La NBA è quindi preoccupata perché, quest’anno più di altri, le squadre che sanno di avere quasi nessuna speranza di arrivare ai playoff potrebbero disputare una stagione particolarmente negativa per darsi più possibilità di una prima scelta al draft. Questa pratica non è nuova in NBA e nello sport americano in generale: si chiama tanking ed è temuta perché mina la competitività dei campionati, specialmente in NBA dove le squadre sono meno numerose che in altri sport e quindi l’incidenza di un singolo giocatore è maggiore.
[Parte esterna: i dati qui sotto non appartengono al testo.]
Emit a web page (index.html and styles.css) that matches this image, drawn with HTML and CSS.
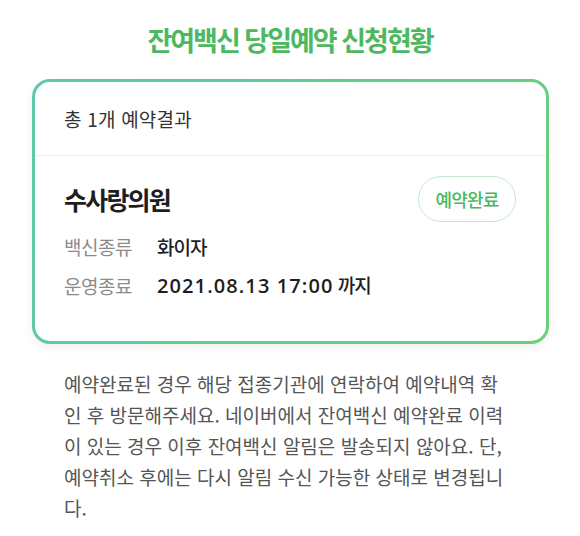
FILE: index.html
```html
<!DOCTYPE html>
<html lang="ko">
<head>
<meta charset="utf-8">
<title>잔여백신 당일예약 신청현황</title>
<link rel="stylesheet" href="styles.css">
</head>
<body>
<main class="page">
  <h1 class="title">잔여백신 당일예약 신청현황</h1>
  <section class="card">
    <div class="card-head">총 1개 예약결과</div>
    <div class="card-body">
      <div class="top-row">
        <h2 class="name">수사랑의원</h2>
        <span class="badge">예약완료</span>
      </div>
      <div class="row">
        <span class="label">백신종류</span>
        <span class="value">화이자</span>
      </div>
      <div class="row">
        <span class="label">운영종료</span>
        <span class="value"><span class="num">2021.08.13 17:00</span> 까지</span>
      </div>
    </div>
  </section>
  <p class="notice">예약완료된 경우 해당 접종기관에 연락하여 예약내역 확인 후 방문해주세요. 네이버에서 잔여백신 예약완료 이력이 있는 경우 이후 잔여백신 알림은 발송되지 않아요. 단, 예약취소 후에는 다시 알림 수신 가능한 상태로 변경됩니다.</p>
</main>
</body>
</html>
```

FILE: styles.css
```css
html, body {
  margin: 0;
  padding: 0;
  background: #ffffff;
}

body {
  font-family: "Noto Sans CJK KR", "Noto Sans", sans-serif;
  color: #222222;
}

.page {
  width: 580px;
  padding-top: 22px;
}

.title {
  margin: 0;
  text-align: center;
  font-size: 27px;
  line-height: 36px;
  font-weight: 700;
  letter-spacing: -2px;
  color: #4cb961;
}

.card {
  margin: 21px 31px 0 32px;
  border: 3px solid transparent;
  border-radius: 18px;
  background:
    linear-gradient(#ffffff, #ffffff) padding-box,
    linear-gradient(120deg, #5ec8ad 0%, #66cb90 55%, #6dcf78 100%) border-box;
  box-shadow: 0 4px 10px rgba(0, 0, 0, 0.06);
}

.card-head {
  height: 73px;
  display: flex;
  align-items: center;
  padding: 0 29px;
  font-size: 19px;
  letter-spacing: 0.2px;
  color: #333333;
  border-bottom: 1px solid #f0f0f0;
}

.card-body {
  padding: 20px 30px 42px 29px;
}

.top-row {
  display: flex;
  justify-content: space-between;
  align-items: center;
  height: 46px;
  margin-bottom: 10px;
}

.name {
  margin: 0;
  font-size: 25px;
  font-weight: 700;
  letter-spacing: -1.8px;
  color: #1e1e1e;
}

.badge {
  box-sizing: border-box;
  height: 46px;
  width: 98px;
  display: flex;
  align-items: center;
  justify-content: center;
  border: 1.5px solid #c3e8cd;
  border-radius: 23px;
  font-size: 18px;
  font-weight: 500;
  letter-spacing: -0.8px;
  color: #48b85f;
}

.row {
  display: flex;
  align-items: center;
  height: 28px;
  margin-top: 11px;
}

.row:nth-child(2) {
  margin-top: 0;
}

.label {
  width: 93px;
  font-size: 19px;
  letter-spacing: -0.5px;
  color: #8b8b8b;
}

.value {
  font-size: 19px;
  font-weight: 500;
  letter-spacing: -1px;
  color: #1e1e1e;
}

.num {
  font-family: "Open Sans", "Noto Sans", sans-serif;
  font-size: 20px;
  font-weight: 600;
  letter-spacing: 1.1px;
}

.notice {
  margin: 24px 0 0 64px;
  width: 444px;
  font-size: 19px;
  line-height: 31px;
  color: #555555;
}
```
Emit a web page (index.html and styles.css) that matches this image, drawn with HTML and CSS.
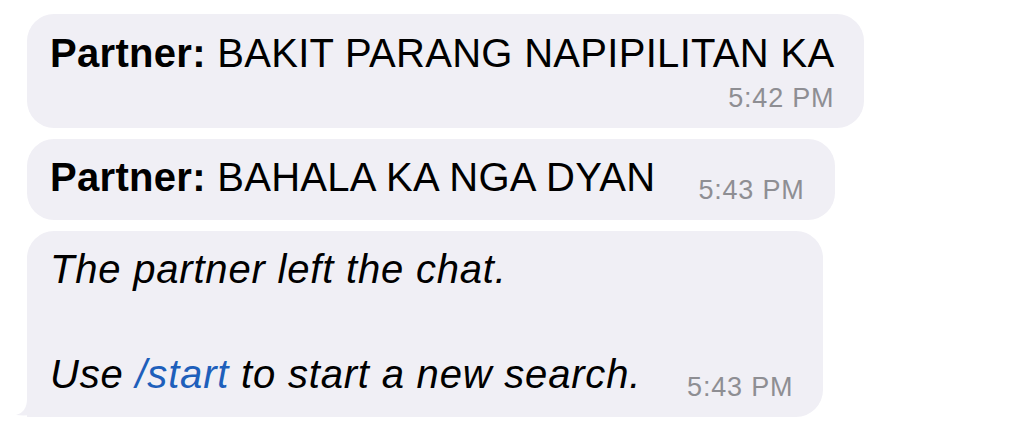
FILE: index.html
```html
<!DOCTYPE html>
<html>
<head>
<meta charset="utf-8">
<link rel="stylesheet" href="styles.css">
</head>
<body>
<div class="chat">
  <div class="bubble stacked">
    <p class="text"><b>Partner:</b> BAKIT PARANG NAPIPILITAN KA</p>
    <span class="time">5:42 PM</span>
  </div>
  <div class="bubble inline">
    <p class="text"><b>Partner:</b> BAHALA KA NGA DYAN</p>
    <span class="time">5:43 PM</span>
  </div>
  <div class="bubble inline with-tail">
    <p class="text italic">The partner left the chat.<br><br>Use <a class="cmd">/start</a> to start a new search.</p>
    <span class="time time-last">5:43 PM</span>
    <svg class="tail" width="40" height="26" viewBox="0 0 40 26"><path d="M11 0 L11 8 Q11 21 0 24 Q14 25.5 24 21.5 Q32 26 40 26 L40 0 Z" fill="#f0eff5"/></svg>
  </div>
</div>
</body>
</html>
```

FILE: styles.css
```css
* { box-sizing: border-box; }
html, body { margin: 0; padding: 0; background: #ffffff; }
body { font-family: "Liberation Sans", Arial, sans-serif; color: #000; }

.chat {
  display: flex;
  flex-direction: column;
  align-items: flex-start;
  gap: 10.5px;
  padding: 14px 0 0 27px;
}

.bubble {
  position: relative;
  display: flex;
  background: #f0eff5;
  border-radius: 27px;
  padding: 13px 30px 14px 23px;
}

.text {
  margin: 0;
  font-size: 40px;
  line-height: 52.5px;
  letter-spacing: 0.3px;
  white-space: nowrap;
}
.text b { font-weight: 700; }

.italic { font-style: italic; letter-spacing: 0.8px; }
.cmd { color: #1e5fbb; text-decoration: none; }

.time {
  font-size: 27px;
  line-height: 32px;
  letter-spacing: 0.8px;
  color: #8e8e93;
  white-space: nowrap;
}

.stacked { flex-direction: column; }
.stacked .time { align-self: flex-end; margin-top: 2.5px; }

.inline { align-items: flex-end; padding-top: 12px; }
.inline .text { margin-bottom: 3px; }
.inline .time { margin-left: 43px; }
.inline .time-last { margin-left: 46px; }

.with-tail { border-bottom-left-radius: 0; }
.tail {
  position: absolute;
  left: -11px;
  bottom: 0;
  display: block;
}
```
Anche se la stagione è appena iniziata, e quindi è ancora presto per capire chi non stia facendo nulla di particolare per vincere, già si fanno ipotesi su chi a fine stagione regolare sarà in fondo alla classifica. Tra le più indicate ci sono squadre in fase di ricostruzione che non hanno molto da cui ripartire, come i San Antonio Spurs. O come gli Oklahoma City Thunder, che un grande talento già ce l’hanno (Chet Holmgren, seconda chiamata all’ultimo draft dietro Paolo Banchero) ma non potranno farlo giocare perché infortunato per tutta la stagione. E altre ancora come gli Utah Jazz, che proprio prima di questa stagione hanno ceduto i loro due migliori giocatori, Rudy Gobert e Donovan Mitchell, senza preoccuparsi troppo di sostituirli adeguatamente.